The priest narrated how practicing deeksha helped change a 40-year-old alcoholic Catholic. G.I. Bhaskar, was able to give up drinking and pray while fasting, Father Thomas said. Bhaskar now joins the parish's deeksha group to visit one family every evening and pray with them, and "participates in the Way of the Cross daily."

The priest dismissed the allegation that the Lenten penance resembles practices among the devotees of Ayyappa, a bachelor god in Hinduism. Thousands of Hindus from Andhra Pradesh visit the Ayyappa temple situated inside a dense forest in Kerala, another southern Indian state. Devotees wear black and go barefoot for 41 days before visiting the temple. They also undertake fasting and abstinence during the pilgrimage season, which ends on Jan. 14.

Father Thomas claims the Lenten practice he promotes has roots in the Old Testament. "Our deeksha finds its origin in the Book of Numbers, Chapter 6, where the Nazirite oath is mentioned," he explained.

Among many stipulations, the Nazirite vow forbids consumption of alcohol and "strong drinks," and shaving or cutting hair during the period. Those under the vow should stay away from a deceased's house, even if a relative dies.

Catholics in other dioceses in Andhra Pradesh follow similar customs during Lent, the season leading to Jesus' death on the cross, commemorated on Good Friday, and his resurrection on Easter. Some people wear white, saffron or brown clothing.

In Vijayawada diocese, deeksha practitioners gather for an all-night vigil at Gunadala, a Marian shrine on a hilltop. This year the vigil is scheduled for March 14, the Friday before Good Friday. Easter Sunday falls on March 23.

Jojappa Kathula, a parishioner of Vijayawada's Nunna parish, told UCA News by phone that his diocese has listed 22 rules for observing deeksha.

These include weekly confession, eating food only once a day, doing two good things daily and attending diocesan prayer meetings meant for Lenten deeksha practitioners. They also are supposed to go barefoot and sleep on a mat. Other rules include attending daily Mass and attending the Way of the Cross on Wednesdays and Fridays. "They must carry on with their daily work, and if they are married must abstain from sex," Kathula explained.

Joji Reddy, a parishioner in Hyderabad, says the special enactment of the Way of the Cross on Good Friday is also "an occasion to spread the faith."

The 39-year-old Catholic said Hindus at Our Lady of Fathima Shrine poured water on the route last year. "They believe that by doing so, they will get a share in the blessings," he explained.

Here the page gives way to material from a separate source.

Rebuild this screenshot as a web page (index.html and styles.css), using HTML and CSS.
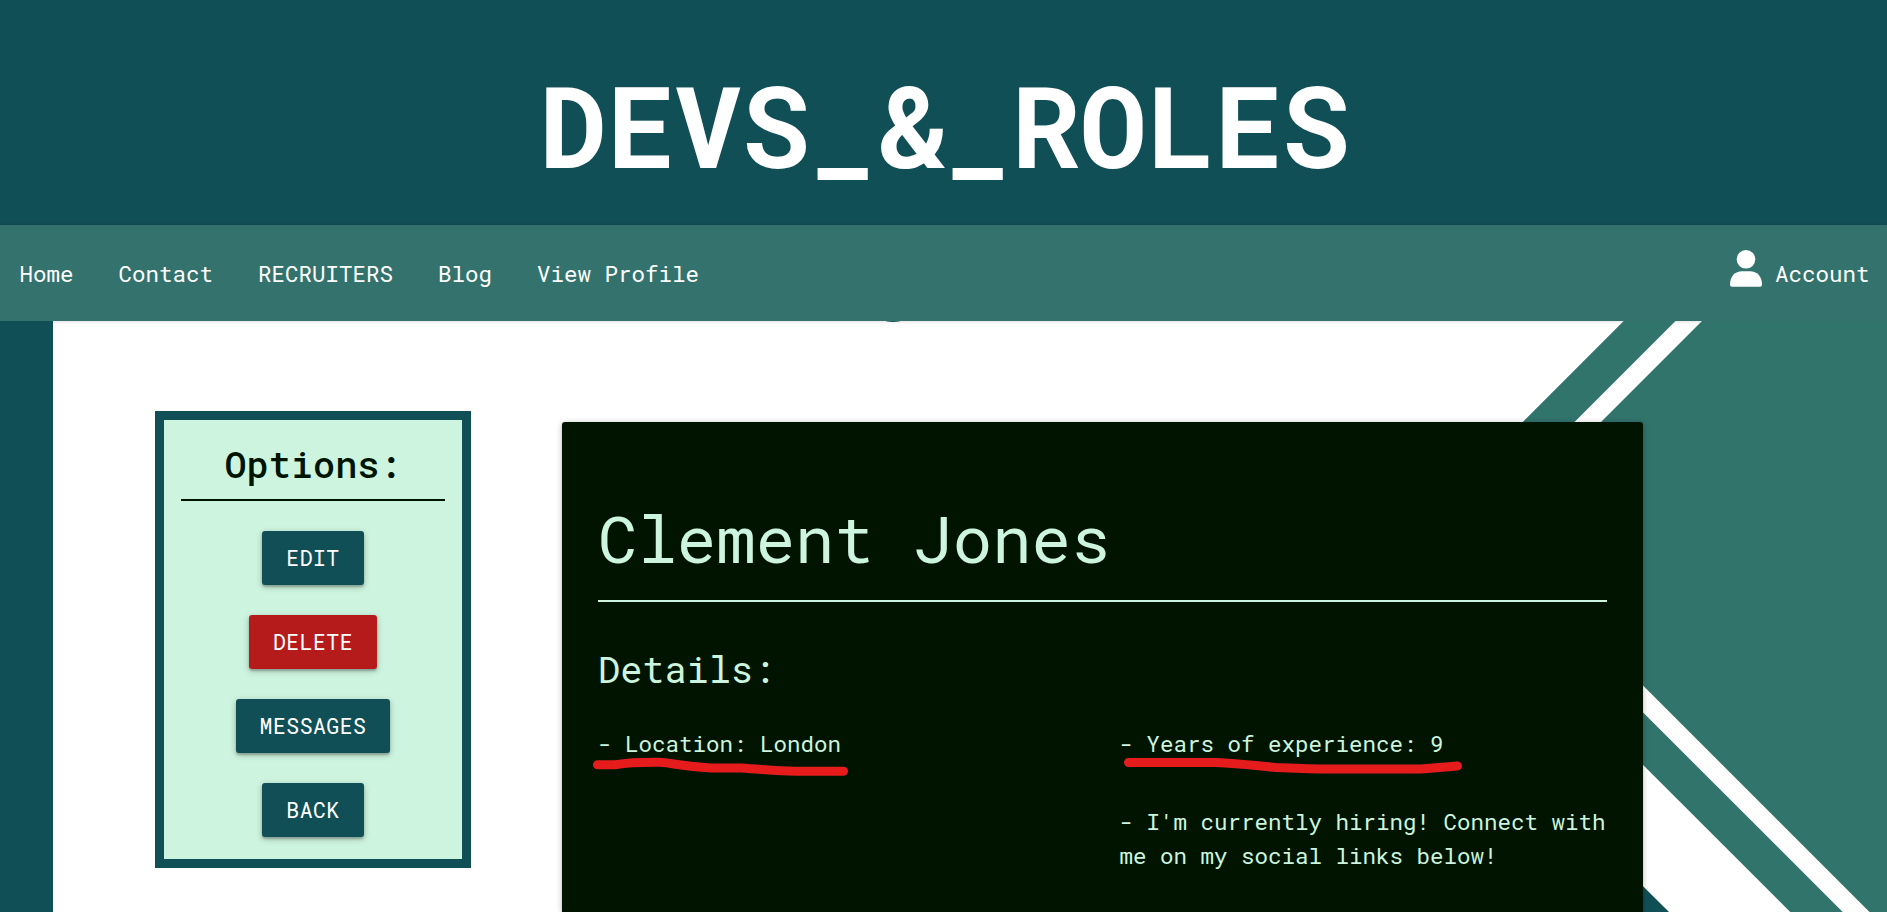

At 6/13/2008 07:28:00 AM, Blogger Unknown said...

It is absolutely ridiculous to claim that a tradition and way of life of Christians which has been followed for about 2,000 years now has been copied from Ayyappa's devotees. Perhaps the critic should understand traditions of the church better, especially the practices followed worldwide during the Lenten season before he writes.